An official from the Department of Energy’s (DOE) Visayas Field Office said having an equal distribution of power plants across the country, particularly by having more facilities in the Visayas, would help prevent blackouts from happening.
Based on a SunStar Cebu report, Engr. Jose Rey Maleza, chief of the DOE’s Visayas Energy Industry Management Division emphasized the need for such facilities to be in strategic locations to ensure power reserves.
Maleza said this in the wake of the blackouts in the region, which literally left in the dark parts of Cebu, Bohol, Samar, and Leyte from August 20-21.

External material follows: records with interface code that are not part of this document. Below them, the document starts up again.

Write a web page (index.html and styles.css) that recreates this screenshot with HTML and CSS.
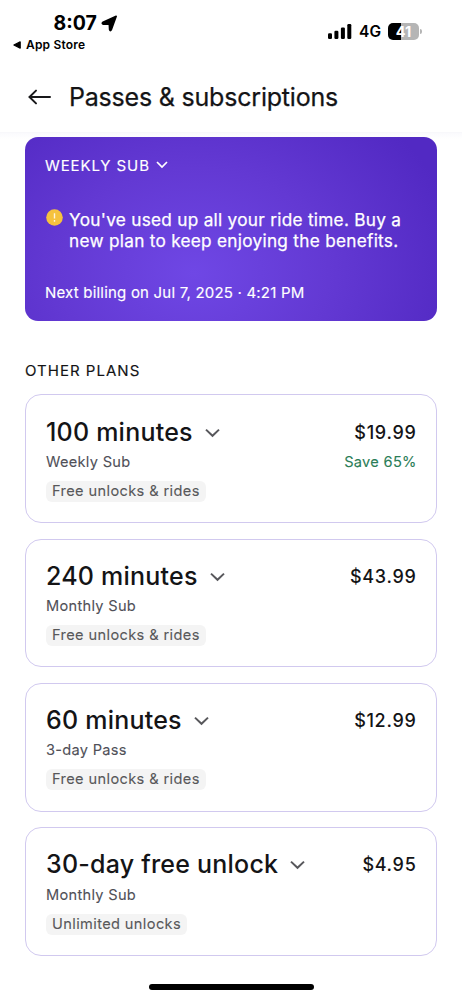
FILE: index.html
```html
<!DOCTYPE html>
<html lang="en">
<head>
<meta charset="utf-8">
<title>Passes &amp; subscriptions</title>
<link rel="stylesheet" href="styles.css">
</head>
<body>
<div class="status">
  <div class="status-left">
    <div class="time"><span>8:07</span><svg class="loc" width="17" height="17" viewBox="0 0 17 17"><path d="M15.2 1.3 10.4 14.6Q9.2 16.6 8.6 14.6L8.3 9.3 2.3 9.2Q.4 8.4 2 7.2Z" stroke="#000" stroke-width="1.6" stroke-linejoin="round"/></svg></div>
    <div class="back-app"><svg width="8" height="8" viewBox="0 0 8 8"><path d="M.9 4 7.2.9v6.2Z" stroke="#000" stroke-width="1.2" stroke-linejoin="round"/></svg><span>App Store</span></div>
  </div>
  <div class="status-right">
    <svg width="24" height="15" viewBox="0 0 24 15"><rect x="0" y="9.2" width="4" height="5.8" rx="1.2"/><rect x="6.4" y="6.7" width="4" height="8.3" rx="1.2"/><rect x="12.9" y="3.5" width="4" height="11.5" rx="1.2"/><rect x="19.3" y="0" width="4" height="15" rx="1.2"/></svg>
    <span class="net">4G</span>
    <span class="battery">41</span><span class="nub"></span>
  </div>
</div>
<header class="header">
  <svg class="arrow" width="24" height="18" viewBox="0 0 24 18"><path d="M8 2.6 1.5 9 8 15.4M1.7 9H22" fill="none" stroke="#18181a" stroke-width="2" stroke-linecap="round"/></svg>
  <h1>Passes &amp; subscriptions</h1>
</header>
<main>
  <section class="current">
    <div class="kind"><span>WEEKLY SUB</span><svg width="12" height="8" viewBox="0 0 12 8"><path d="m1 1 5 5 5-5" fill="none" stroke="#fff" stroke-width="1.7"/></svg></div>
    <div class="notice"><svg width="17" height="17" viewBox="0 0 17 17"><circle cx="8.5" cy="8.5" r="8.3" fill="#f5c23e"/><path d="M8.5 4.2v5.3M8.5 11v1.7" stroke="#fff5e0" stroke-width="1.4"/></svg><p>You've used up all your ride time. Buy a<br>new plan to keep enjoying the benefits.</p></div>
    <div class="billing">Next billing on Jul 7, 2025 · 4:21 PM</div>
  </section>
  <h2>OTHER PLANS</h2>
  <div class="plans">
    <article class="plan"><div class="row"><h3>100 minutes</h3><svg class="chev" width="15" height="10" viewBox="0 0 15 10"><path d="m1 1.6 6.5 6.2L14 1.6"/></svg><span class="price">$19.99</span></div><div class="sub"><span>Weekly Sub</span><span class="save">Save 65%</span></div><span class="tag">Free unlocks &amp; rides</span></article>
    <article class="plan"><div class="row"><h3>240 minutes</h3><svg class="chev" width="15" height="10" viewBox="0 0 15 10"><path d="m1 1.6 6.5 6.2L14 1.6"/></svg><span class="price">$43.99</span></div><div class="sub"><span>Monthly Sub</span></div><span class="tag">Free unlocks &amp; rides</span></article>
    <article class="plan"><div class="row"><h3>60 minutes</h3><svg class="chev" width="15" height="10" viewBox="0 0 15 10"><path d="m1 1.6 6.5 6.2L14 1.6"/></svg><span class="price">$12.99</span></div><div class="sub"><span>3-day Pass</span></div><span class="tag">Free unlocks &amp; rides</span></article>
    <article class="plan"><div class="row"><h3>30-day free unlock</h3><svg class="chev" width="15" height="10" viewBox="0 0 15 10"><path d="m1 1.6 6.5 6.2L14 1.6"/></svg><span class="price">$4.95</span></div><div class="sub"><span>Monthly Sub</span></div><span class="tag">Unlimited unlocks</span></article>
  </div>
</main>
<div class="home"></div>
</body>
</html>
```
FILE: styles.css
```css
* { box-sizing: border-box; margin: 0; padding: 0; }
body { width: 462px; height: 1000px; overflow: hidden; background: #fff; font-family: Inter, "Liberation Sans", sans-serif; color: #141416; display: flex; flex-direction: column; }
svg { display: block; flex: none; }
.status { height: 62px; flex: none; display: flex; justify-content: space-between; color: #000; }
.status-left { padding: 11px 0 0 13px; }
.time { display: flex; align-items: center; padding-left: 40.5px; gap: 4.5px; height: 25px; font-size: 19.5px; font-weight: 700; line-height: 25px; }
.back-app { display: flex; align-items: center; gap: 5px; font-size: 12px; font-weight: 600; line-height: 17px; letter-spacing: .2px; }
.status-right { display: flex; align-items: center; height: 18px; margin-top: 22px; padding-right: 40px; }
.net { font-size: 15.5px; font-weight: 600; margin-left: 7px; width: 29px; letter-spacing: .1px; }
.battery { width: 31px; height: 17px; border-radius: 5px; background: linear-gradient(90deg, #000 41%, #b5b5b5 41%); color: #fff; font-size: 14.5px; font-weight: 700; line-height: 17px; text-align: center; }
.nub { width: 2px; height: 5px; margin-left: 1px; border-radius: 0 2px 2px 0; background: #b5b5b5; }
.header { height: 70px; flex: none; display: flex; align-items: center; padding-left: 28px; gap: 17px; }
h1 { font-size: 25px; font-weight: 400; line-height: 32px; letter-spacing: -.2px; -webkit-text-stroke: .25px; }
main { padding: 4px 25px 0; border-top: 1px solid #f8f8fb; background: linear-gradient(#fafafd, #fff 6px); }
.current { height: 184px; padding: 17px 20px 0; border-radius: 13px; color: #fff; background: radial-gradient(ellipse 270px 210px at 41% 74%, #6f47e5 0%, #6339d3 50%, #5229c3 100%); }
.kind { display: flex; align-items: center; gap: 6px; height: 22px; font-size: 15px; letter-spacing: .9px; -webkit-text-stroke: .15px; }
.notice { display: flex; gap: 6px; margin-top: 33px; font-size: 17.2px; line-height: 21px; letter-spacing: .29px; padding-left: 1px; }
.notice p { white-space: nowrap; -webkit-text-stroke: .25px; }
.billing { margin-top: 32px; font-size: 15px; line-height: 20px; letter-spacing: .2px; -webkit-text-stroke: .15px; }
h2 { margin-top: 40px; font-size: 15px; line-height: 20px; font-weight: 400; letter-spacing: 1.02px; -webkit-text-stroke: .15px; }
.plans { display: grid; gap: 15.4px; margin-top: 13.4px; }
.plan { height: 128.8px; padding: 19.2px 20px 0; border: 1.5px solid #d1c9ef; border-radius: 16px; }
.row { display: flex; align-items: center; height: 34px; }
h3 { font-size: 25px; font-weight: 500; letter-spacing: .22px; white-space: nowrap; }
.chev { margin: 2px 0 0 12px; }
.chev path { fill: none; stroke: #58585c; stroke-width: 2; }
.price { margin: 1px -.5px 0 auto; font-size: 18px; font-weight: 500; letter-spacing: .7px; }
.sub { display: flex; justify-content: space-between; height: 22px; margin-top: 2.4px; font-size: 14.6px; line-height: 22px; letter-spacing: .3px; color: #505058; -webkit-text-stroke: .1px; }
.save { color: #2a7d57; margin-right: -.7px; }
.tag { display: inline-block; height: 21px; margin-top: 8px; padding: 0 6px; border-radius: 6px; background: #f4f4f4; color: #58585a; font-size: 14.6px; line-height: 21px; letter-spacing: .38px; -webkit-text-stroke: .1px; }
.home { width: 165px; height: 6px; margin: 28.6px auto 0; border-radius: 3px; background: #000; flex: none; }
```
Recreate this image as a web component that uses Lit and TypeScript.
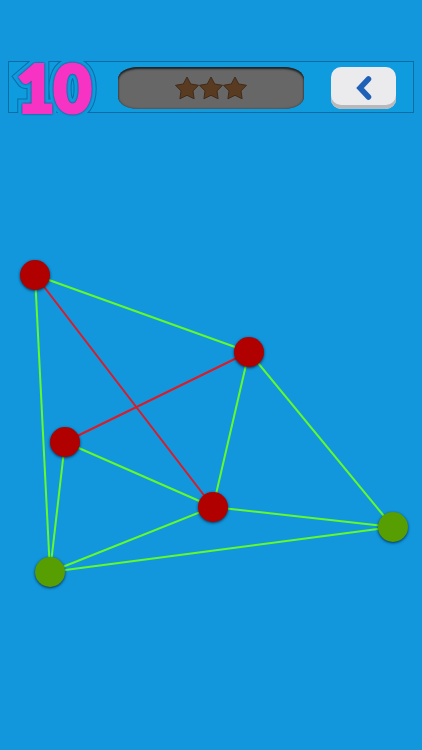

Based on DOE data as of end-2020, Visayas has the smallest share of the Philippines’ installed and dependable capacities at 3,863 megawatts (MW) or 14.7% and 3,369MW or 14.3%, respectively. The entire country has 26,286MW in installed capacity and 23,410 in dependable capacity. Most power plants are in Luzon, with Metro Manila and surrounding provinces being the country’s load center.
The blackout, triggered by a lightning strike, reportedly cost Cebu’s information technology and business process outsourcing industry around Php60-80 million in losses.
The incident also caused production downtimes and damages to products and equipment to power-intensive businesses based in the Mactan Economic Zone.
Maleza pointed the large power plants in Cebu are all located in the southern part of the province, which is why there wasn’t enough reserve electricity was provided up north to Metro Cebu. In addition, limited transfer capacity restricted back-up power coming from Leyte and Luzon.
Meanwhile, Mactan Electric Company (MECO) general manager Engr. Gilbert Pagobo said the firm plans to put up its own power plant, so it can independently supply power to Mactan Island, which hosts the Mactan-Cebu International Airport. MECO is the island’s distribution utility.